Abortion providers told Rewire that they’ve seen a distinct shift, from having a collaborative and amenable relationship with DHH to an antagonistic one. And it surprises them, because when the state first began regulating abortion clinics in 2004, providers themselves were at the table developing the regulations with DHH officials.

Of the three abortion facilities that have had citation disputes with Louisiana DHH, one provider has been shuttered entirely due to DHH citations. In 2009, the department cited the Gentilly Medical Clinic for Women in New Orleans for failing to have a “sufficient” number of nurses and lacking appropriate site-specific controlled substance licenses. Overall, however, the number of abortion providers in Louisiana is dwindling. The state had seven licensed providers in 2008; with the closure of Midtown Medical this year, it now has just four.

Providers in Louisiana say they greatly value the ability to challenge alleged deficiencies and work with DHH to resolve violations through corrective plans of action, which is one of the reasons why they balked at the recent “emergency” regulations that DHH attempted to pass earlier this year.

“There are major due process problems in terms of appeal rights that have been eliminated or severely restricted,” attorney Ellie Schilling told Rewire before the regulations were rescinded in early January.

Schilling and her clients expect that Louisiana DHH will return to the table with similarly restrictive, though revised, regulations, adding to what has already become increasingly limited access to legal abortion in Louisiana. The state already has a 20-week abortion ban on the books, along with a mandated 24-hour waiting period, following a mandatory ultrasound. Providers are also required to give abortion-seeking Louisianans medically disproven information linking abortion with breast cancer.

The aggregate geographic impact of clinic closures in Louisiana may be devastating in terms of wider abortion access throughout the region; just one abortion provider remains open in Mississippi, and Texas is set to lose all but six of its legal abortion providers this September, when part of its omnibus anti-abortion access law, mandating that abortion providers meet the standards of ambulatory surgical centers, goes into effect.
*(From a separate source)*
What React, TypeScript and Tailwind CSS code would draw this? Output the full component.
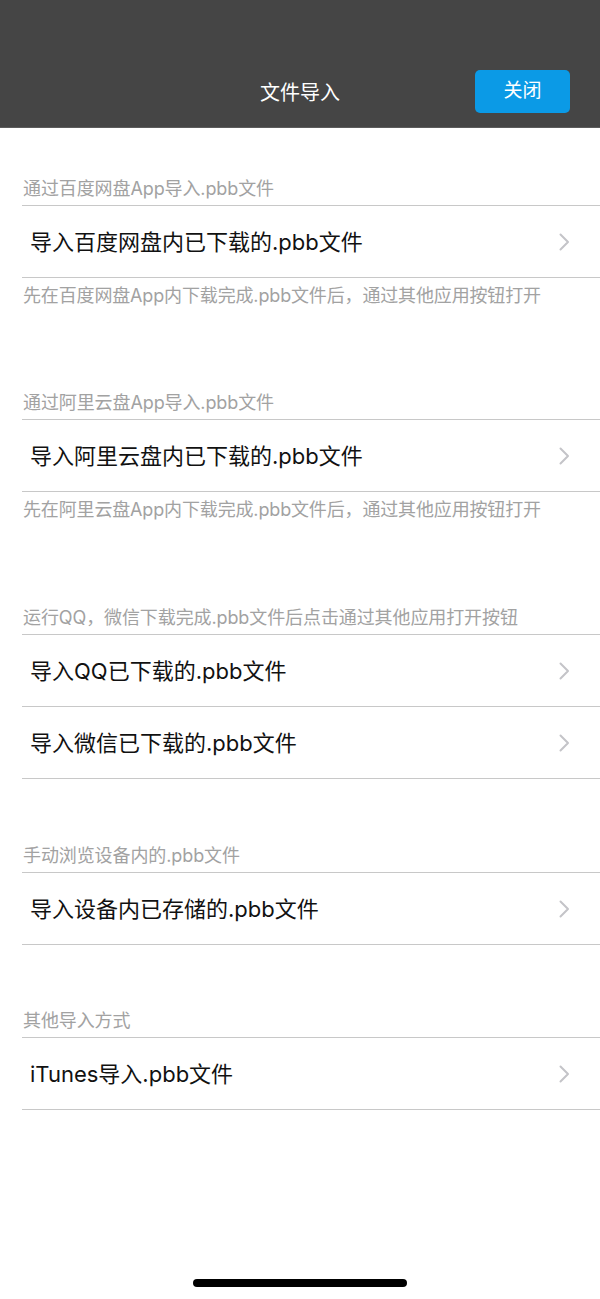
import React from "react";

type Section = {
  title: string;
  rows: string[];
  footer?: string;
  gap: string;
};

const SECTIONS: Section[] = [
  {
    title: "通过百度网盘App导入.pbb文件",
    rows: ["导入百度网盘内已下载的.pbb文件"],
    footer: "先在百度网盘App内下载完成.pbb文件后，通过其他应用按钮打开",
    gap: "mt-[50px]",
  },
  {
    title: "通过阿里云盘App导入.pbb文件",
    rows: ["导入阿里云盘内已下载的.pbb文件"],
    footer: "先在阿里云盘App内下载完成.pbb文件后，通过其他应用按钮打开",
    gap: "mt-[86px]",
  },
  {
    title: "运行QQ，微信下载完成.pbb文件后点击通过其他应用打开按钮",
    rows: ["导入QQ已下载的.pbb文件", "导入微信已下载的.pbb文件"],
    gap: "mt-[87px]",
  },
  {
    title: "手动浏览设备内的.pbb文件",
    rows: ["导入设备内已存储的.pbb文件"],
    gap: "mt-[66px]",
  },
  {
    title: "其他导入方式",
    rows: ["iTunes导入.pbb文件"],
    gap: "mt-[65px]",
  },
];

function Chevron() {
  return (
    <svg width="11" height="18" viewBox="0 0 11 18" fill="none">
      <polyline points="1.5,1.5 9,9 1.5,16.5" stroke="#c4c4c8" strokeWidth="2" strokeLinecap="round" strokeLinejoin="round" />
    </svg>
  );
}

export default function App() {
  return (
    <div className="min-h-[1299px] w-full bg-white flex flex-col font-['Inter','Noto_Sans_CJK_SC',sans-serif]">
      {/* Nav bar */}
      <header className="h-[128px] bg-[#454545] border-b border-[#5c5c5c] relative flex items-end justify-center pb-[14px]">
        <h1 className="text-white text-[20px] leading-[28px] mb-[6px]">文件导入</h1>
        <button className="absolute right-[30px] top-[70px] w-[95px] h-[43px] rounded-[5px] bg-[#0b9ae6] text-white text-[19px] flex items-center justify-center">
          关闭
        </button>
      </header>

      <main>
        {SECTIONS.map((s) => (
          <section key={s.title} className={s.gap}>
            <div className="pl-[23px] pt-[1px] pb-[6px] text-[18px] leading-[20px] tracking-[-0.1px] text-[#a2a2a2]">{s.title}</div>
            <div className="ml-[22px] border-b border-[#c8c8c8]">
              {s.rows.map((r) => (
                <div key={r} className="h-[72px] pt-[1px] border-t border-[#c8c8c8] flex items-center justify-between pl-[8px] pr-[30px]">
                  <span className="text-[22px] text-[#111111]">{r}</span>
                  <Chevron />
                </div>
              ))}
            </div>
            {s.footer && (
              <div className="mt-[8px] pl-[23px] text-[18px] leading-[20px] tracking-[-0.15px] text-[#a2a2a2]">{s.footer}</div>
            )}
          </section>
        ))}
      </main>

      <div className="mt-auto flex justify-center pb-[12px]">
        <div className="w-[214px] h-[8px] rounded-full bg-black" />
      </div>
    </div>
  );
}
Targeting clinics through extreme regulations, says Schilling, amounts to a “back-door abortion ban” that comes without the legal conflict of an outright attack on Roe v. Wade.
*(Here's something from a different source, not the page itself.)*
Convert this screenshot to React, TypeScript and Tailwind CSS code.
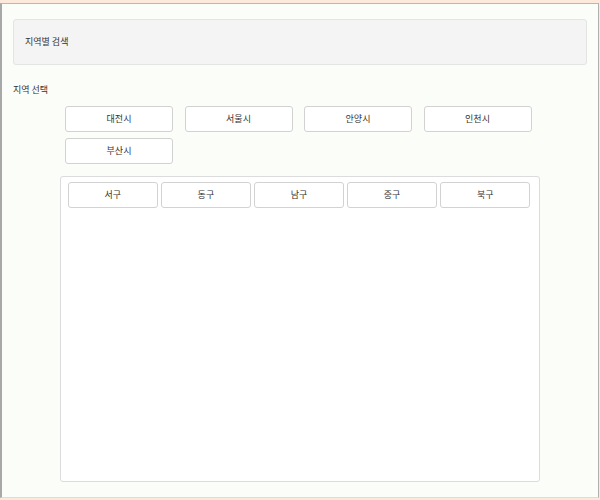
import React from "react";

const cities = ["대전시", "서울시", "안양시", "인천시", "부산시"];
const districts = ["서구", "동구", "남구", "중구", "북구"];

export default function App() {
  return (
    <div
      className="w-[600px] h-[500px] bg-[#fde9dc] pt-[3px] overflow-hidden"
      style={{ fontFamily: '"Noto Sans CJK KR", "Noto Sans", sans-serif' }}
    >
      <div className="h-[495px] w-[599px] bg-[#fbfdf9] border-t border-t-[#b8b8b8] border-l-2 border-l-[#a8a8a8] border-r border-r-[#b0b0b0] border-b border-b-[#dcdcdc] pl-[11px] pr-[11px] pt-[15px] text-[#333]">
        <div className="h-[46px] w-[574px] bg-[#f4f4f4] border border-[#e4e4e4] rounded-[3px] flex items-center pl-[11px] text-[9px]">
          지역별 검색
        </div>
        <div className="mt-[19px] text-[9px] leading-[12px]">지역 선택</div>
        <div className="ml-[52px] mt-[10px] w-[480px] flex flex-wrap gap-x-[11.5px] gap-y-[6px]">
          {cities.map((c) => (
            <button
              key={c}
              className="w-[108px] h-[26px] bg-white border border-[#d2d2d2] rounded-[3px] text-[9px] flex items-center justify-center"
            >
              {c}
            </button>
          ))}
        </div>
        <div className="ml-[47px] mt-[12px] w-[480px] h-[306px] bg-white border border-[#dcdcdc] rounded-[3px] pl-[7px] pr-[9px] pt-[5px] flex gap-[3.5px] items-start">
          {districts.map((d) => (
            <button
              key={d}
              className="flex-1 h-[26px] bg-white border border-[#d2d2d2] rounded-[3px] text-[9px] flex items-center justify-center"
            >
              {d}
            </button>
          ))}
        </div>
      </div>
    </div>
  );
}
But Maria Couevas told Rewire that there is a “silver lining”: Louisiana providers and their supporters, like the New Orleans Abortion Fund and groups like Law Students for Reproductive Justice, have now formed vital connections that keep them in constant contact over regulations that might have been sneaked by in years past. That allows them to turn the spotlight on anti-choice regulations, just as they did in early February when DHH decided to rescind the “emergency” regulations.

“People really saw what [DHH’s] motivation was,” said Couevas. “That’s been helpful and it was very inspiring to us.”